▶ **Written task**
Faithfully return all lines, omitting every embedded picture.

▶ **Information provided**

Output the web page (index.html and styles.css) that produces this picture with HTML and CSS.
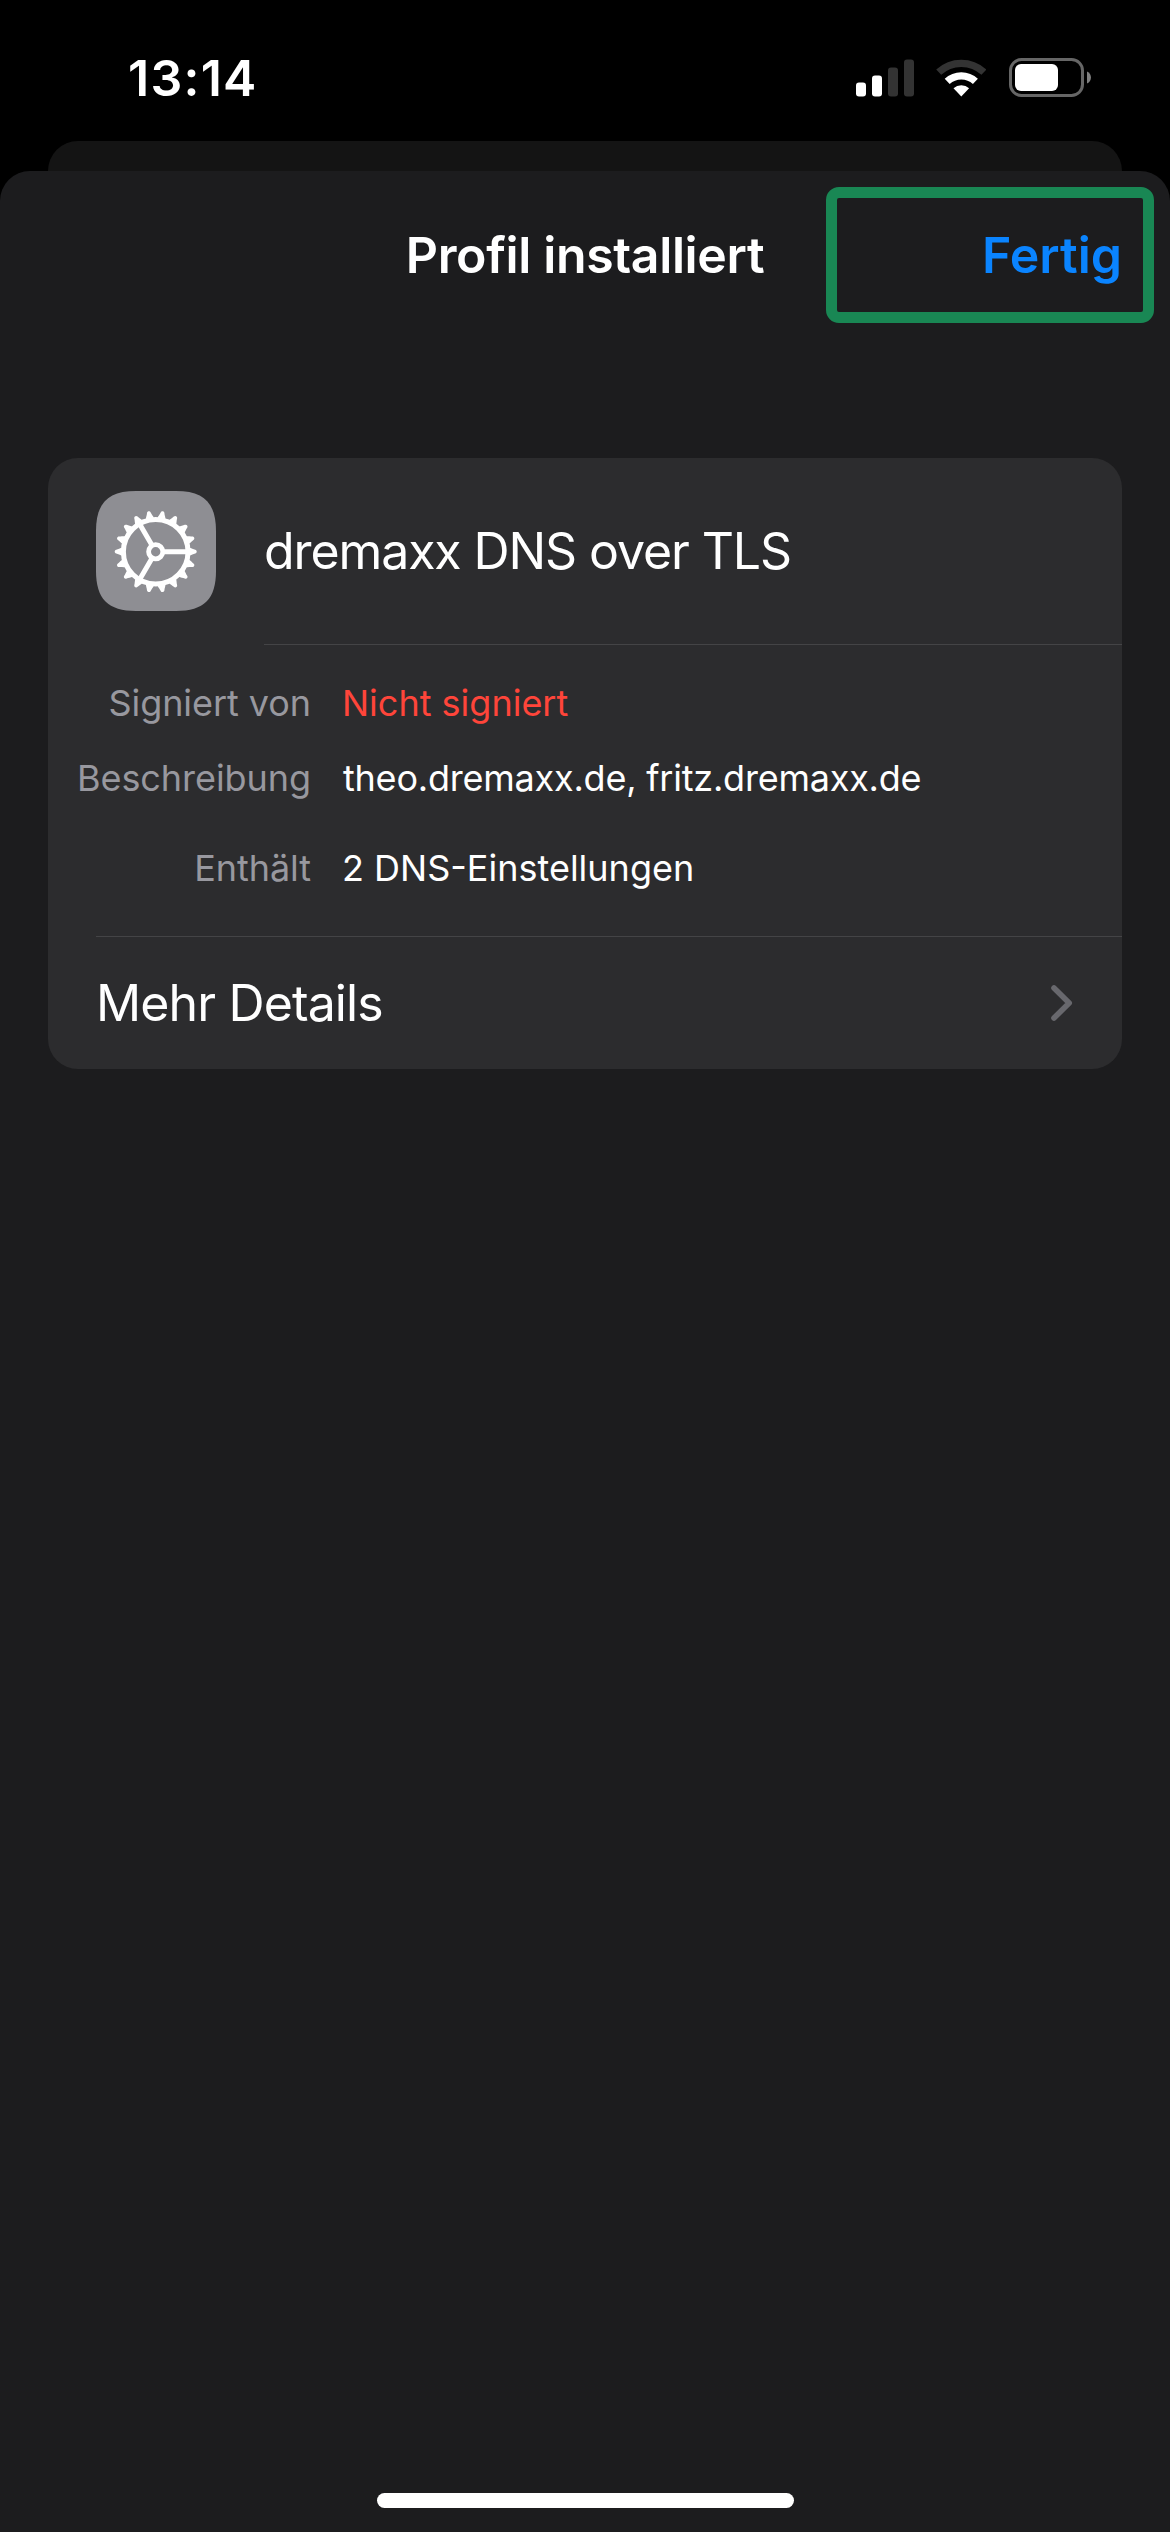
FILE: index.html
```html
<!DOCTYPE html>
<html lang="de">
<head>
<meta charset="utf-8">
<title>Profil installiert</title>
<link rel="stylesheet" href="styles.css">
</head>
<body>
<div class="screen">
  <header class="status">
    <time class="clock">13:14</time>
    <svg class="signal" width="58" height="38" viewBox="0 0 58 38"><g fill="#fff"><rect x="0" y="23.5" width="10" height="14" rx="3"/><rect x="16" y="16.5" width="10" height="21" rx="3"/></g><g fill="#333"><rect x="32" y="8.5" width="10" height="29" rx="3"/><rect x="48" y="0.5" width="10" height="37" rx="3"/></g></svg>
    <svg class="wifi" width="50" height="38" viewBox="-25.3 -37.5 50 38"><path d="M-22.6-24.3A33.2 33.2 0 0 1 22.6-24.3" fill="none" stroke="#333" stroke-width="7.3"/><path d="M-14.1-15.1A20.7 20.7 0 0 1 14.1-15.1" fill="none" stroke="#fff" stroke-width="7.3"/><path d="M0 0L-7.8-8.2A11.4 11.4 0 0 1 7.8-8.2Z" fill="#fff"/></svg>
    <svg class="battery" width="83" height="39" viewBox="0 0 83 39"><rect x="1.5" y="1.5" width="72" height="36" rx="11" fill="none" stroke="#666" stroke-width="3"/><rect x="6" y="6" width="43" height="27" rx="6" fill="#fff"/><path d="M78 13.5C83.3 15.5 83.3 23.5 78 25.5Z" fill="#808080"/></svg>
  </header>
  <div class="backsheet"></div>
  <main class="sheet">
    <div class="navbar">
      <h1 class="title">Profil installiert</h1>
      <div class="highlight"><span class="done">Fertig</span></div>
    </div>
    <section class="card">
      <div class="profile">
        <svg class="app-icon" width="120" height="120" viewBox="-60 -60 120 120">
          <defs>
            <path id="tooth" d="M33-4.200C36-3.700 37.500-2.300 39.500-1.900C41.500-1.400 41.500 1.400 39.500 1.900C37.500 2.300 36 3.700 33 4.200Z"/>
            <g id="teeth3"><use href="#tooth"/><use href="#tooth" transform="rotate(20)"/><use href="#tooth" transform="rotate(40)"/></g>
          </defs>
          <path d="M-60-20C-60-48-48-60-20-60H20C48-60 60-48 60-20V20C60 48 48 60 20 60H-20C-48 60-60 48-60 20Z" fill="#8e8e93"/>
          <g transform="translate(-0.300 0.700)">
            <g fill="#fff">
              <use href="#teeth3"/>
              <use href="#teeth3" transform="rotate(60)"/>
              <use href="#teeth3" transform="rotate(120)"/>
              <use href="#teeth3" transform="rotate(180)"/>
              <use href="#teeth3" transform="rotate(240)"/>
              <use href="#teeth3" transform="rotate(300)"/>
            </g>
            <circle r="32.300" fill="none" stroke="#fff" stroke-width="5"/>
            <circle r="7.100" fill="none" stroke="#fff" stroke-width="4.800"/>
            <path d="M8 0H31M-4-6.930L-15.500-26.800M-4 6.930L-15.500 26.800" stroke="#fff" stroke-width="5"/>
          </g>
        </svg>
        <div class="name">dremaxx DNS over TLS</div>
      </div>
      <dl class="facts">
        <dt>Signiert von</dt><dd class="warn">Nicht signiert</dd>
        <dt>Beschreibung</dt><dd class="description">theo.dremaxx.de, fritz.dremaxx.de</dd>
        <dt class="last">Enthält</dt><dd class="last">2 DNS-Einstellungen</dd>
      </dl>
      <a class="more"><span>Mehr Details</span><svg width="23" height="36" viewBox="0 0 23 36"><path d="M3 3L18.200 18L3 33" fill="none" stroke="#68686d" stroke-width="5.600" stroke-linecap="round" stroke-linejoin="round"/></svg></a>
    </section>
    <div class="home"></div>
  </main>
</div>
</body>
</html>
```
FILE: styles.css
```css
* { box-sizing: border-box; margin: 0; padding: 0; }
body { background: #000; color: #fff; font-family: Inter, "Liberation Sans", sans-serif; }
.screen { display: flex; flex-direction: column; width: 1170px; height: 2532px; background: #000; overflow: hidden; }
.status { display: flex; align-items: flex-start; height: 141px; padding: 48px 78px 0 128px; }
.clock { flex: 1; font-size: 50px; font-weight: 600; line-height: 60px; letter-spacing: 1.25px; }
.signal { margin: 10.5px 22px 0 0; }
.wifi { margin: 10.5px 23px 0 0; }
.battery { margin-top: 10px; }
.backsheet { height: 30px; margin: 0 48px; border-radius: 30px 30px 0 0; background: #141414; }
.sheet { display: flex; flex: 1; flex-direction: column; border-radius: 30px 30px 0 0; background: #1c1c1e; }
.navbar { display: grid; grid-template-columns: 1fr auto 1fr; align-items: center; height: 168px; padding: 0 16px; }
.title { grid-column: 2; font-size: 50px; font-weight: 600; line-height: 60px; letter-spacing: -0.36px; white-space: nowrap; }
.highlight { display: flex; align-items: center; justify-content: flex-end; justify-self: end; width: 328px; height: 136px; padding-right: 21px; border: 11px solid #198754; border-radius: 13px; }
.done { color: #0a84ff; font-size: 50px; font-weight: 600; line-height: 60px; }
.card { margin: 119px 48px 0; border-radius: 30px; background: #2c2c2e; }
.profile { display: flex; align-items: center; height: 187px; padding-left: 48px; }
.app-icon { margin-bottom: 1px; }
.name { flex: 1; height: 187px; margin-left: 48px; border-bottom: 1px solid #444446; font-size: 50px; line-height: 187px; letter-spacing: -1.1px; }
.facts { display: grid; grid-template-columns: 263px 1fr; column-gap: 31px; row-gap: 29px; height: 291px; padding-top: 35px; align-content: start; font-size: 36px; line-height: 46px; }
.facts dt { color: #98989f; letter-spacing: -0.06px; text-align: right; }
.facts .warn { color: #ff453a; }
.facts .description { padding-left: 1px; letter-spacing: -0.22px; }
.facts .last { margin-top: 15px; }
.more { display: flex; align-items: center; justify-content: space-between; height: 133px; margin-left: 48px; padding-right: 48px; border-top: 1px solid #444446; font-size: 50px; letter-spacing: -0.87px; }
.home { width: 417px; height: 15px; margin: auto auto 24px; border-radius: 8px; background: #fff; }
```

▶ **Output below**
Output the web page (index.html and styles.css) that produces this picture with HTML and CSS.
FILE: index.html
```html
<!DOCTYPE html>
<html lang="de">
<head>
<meta charset="utf-8">
<title>Profil installiert</title>
<link rel="stylesheet" href="styles.css">
</head>
<body>
<div class="screen">
  <header class="status">
    <time class="clock">13:14</time>
    <svg class="signal" width="58" height="38" viewBox="0 0 58 38"><g fill="#fff"><rect x="0" y="23.5" width="10" height="14" rx="3"/><rect x="16" y="16.5" width="10" height="21" rx="3"/></g><g fill="#333"><rect x="32" y="8.5" width="10" height="29" rx="3"/><rect x="48" y="0.5" width="10" height="37" rx="3"/></g></svg>
    <svg class="wifi" width="50" height="38" viewBox="-25.3 -37.5 50 38"><path d="M-22.6-24.3A33.2 33.2 0 0 1 22.6-24.3" fill="none" stroke="#333" stroke-width="7.3"/><path d="M-14.1-15.1A20.7 20.7 0 0 1 14.1-15.1" fill="none" stroke="#fff" stroke-width="7.3"/><path d="M0 0L-7.8-8.2A11.4 11.4 0 0 1 7.8-8.2Z" fill="#fff"/></svg>
    <svg class="battery" width="83" height="39" viewBox="0 0 83 39"><rect x="1.5" y="1.5" width="72" height="36" rx="11" fill="none" stroke="#666" stroke-width="3"/><rect x="6" y="6" width="43" height="27" rx="6" fill="#fff"/><path d="M78 13.5C83.3 15.5 83.3 23.5 78 25.5Z" fill="#808080"/></svg>
  </header>
  <div class="backsheet"></div>
  <main class="sheet">
    <div class="navbar">
      <h1 class="title">Profil installiert</h1>
      <div class="highlight"><span class="done">Fertig</span></div>
    </div>
    <section class="card">
      <div class="profile">
        <svg class="app-icon" width="120" height="120" viewBox="-60 -60 120 120">
          <defs>
            <path id="tooth" d="M33-4.200C36-3.700 37.500-2.300 39.500-1.900C41.500-1.400 41.500 1.400 39.500 1.900C37.500 2.300 36 3.700 33 4.200Z"/>
            <g id="teeth3"><use href="#tooth"/><use href="#tooth" transform="rotate(20)"/><use href="#tooth" transform="rotate(40)"/></g>
          </defs>
          <path d="M-60-20C-60-48-48-60-20-60H20C48-60 60-48 60-20V20C60 48 48 60 20 60H-20C-48 60-60 48-60 20Z" fill="#8e8e93"/>
          <g transform="translate(-0.300 0.700)">
            <g fill="#fff">
              <use href="#teeth3"/>
              <use href="#teeth3" transform="rotate(60)"/>
              <use href="#teeth3" transform="rotate(120)"/>
              <use href="#teeth3" transform="rotate(180)"/>
              <use href="#teeth3" transform="rotate(240)"/>
              <use href="#teeth3" transform="rotate(300)"/>
            </g>
            <circle r="32.300" fill="none" stroke="#fff" stroke-width="5"/>
            <circle r="7.100" fill="none" stroke="#fff" stroke-width="4.800"/>
            <path d="M8 0H31M-4-6.930L-15.500-26.800M-4 6.930L-15.500 26.800" stroke="#fff" stroke-width="5"/>
          </g>
        </svg>
        <div class="name">dremaxx DNS over TLS</div>
      </div>
      <dl class="facts">
        <dt>Signiert von</dt><dd class="warn">Nicht signiert</dd>
        <dt>Beschreibung</dt><dd class="description">theo.dremaxx.de, fritz.dremaxx.de</dd>
        <dt class="last">Enthält</dt><dd class="last">2 DNS-Einstellungen</dd>
      </dl>
      <a class="more"><span>Mehr Details</span><svg width="23" height="36" viewBox="0 0 23 36"><path d="M3 3L18.200 18L3 33" fill="none" stroke="#68686d" stroke-width="5.600" stroke-linecap="round" stroke-linejoin="round"/></svg></a>
    </section>
    <div class="home"></div>
  </main>
</div>
</body>
</html>
```
FILE: styles.css
```css
* { box-sizing: border-box; margin: 0; padding: 0; }
body { background: #000; color: #fff; font-family: Inter, "Liberation Sans", sans-serif; }
.screen { display: flex; flex-direction: column; width: 1170px; height: 2532px; background: #000; overflow: hidden; }
.status { display: flex; align-items: flex-start; height: 141px; padding: 48px 78px 0 128px; }
.clock { flex: 1; font-size: 50px; font-weight: 600; line-height: 60px; letter-spacing: 1.25px; }
.signal { margin: 10.5px 22px 0 0; }
.wifi { margin: 10.5px 23px 0 0; }
.battery { margin-top: 10px; }
.backsheet { height: 30px; margin: 0 48px; border-radius: 30px 30px 0 0; background: #141414; }
.sheet { display: flex; flex: 1; flex-direction: column; border-radius: 30px 30px 0 0; background: #1c1c1e; }
.navbar { display: grid; grid-template-columns: 1fr auto 1fr; align-items: center; height: 168px; padding: 0 16px; }
.title { grid-column: 2; font-size: 50px; font-weight: 600; line-height: 60px; letter-spacing: -0.36px; white-space: nowrap; }
.highlight { display: flex; align-items: center; justify-content: flex-end; justify-self: end; width: 328px; height: 136px; padding-right: 21px; border: 11px solid #198754; border-radius: 13px; }
.done { color: #0a84ff; font-size: 50px; font-weight: 600; line-height: 60px; }
.card { margin: 119px 48px 0; border-radius: 30px; background: #2c2c2e; }
.profile { display: flex; align-items: center; height: 187px; padding-left: 48px; }
.app-icon { margin-bottom: 1px; }
.name { flex: 1; height: 187px; margin-left: 48px; border-bottom: 1px solid #444446; font-size: 50px; line-height: 187px; letter-spacing: -1.1px; }
.facts { display: grid; grid-template-columns: 263px 1fr; column-gap: 31px; row-gap: 29px; height: 291px; padding-top: 35px; align-content: start; font-size: 36px; line-height: 46px; }
.facts dt { color: #98989f; letter-spacing: -0.06px; text-align: right; }
.facts .warn { color: #ff453a; }
.facts .description { padding-left: 1px; letter-spacing: -0.22px; }
.facts .last { margin-top: 15px; }
.more { display: flex; align-items: center; justify-content: space-between; height: 133px; margin-left: 48px; padding-right: 48px; border-top: 1px solid #444446; font-size: 50px; letter-spacing: -0.87px; }
.home { width: 417px; height: 15px; margin: auto auto 24px; border-radius: 8px; background: #fff; }
```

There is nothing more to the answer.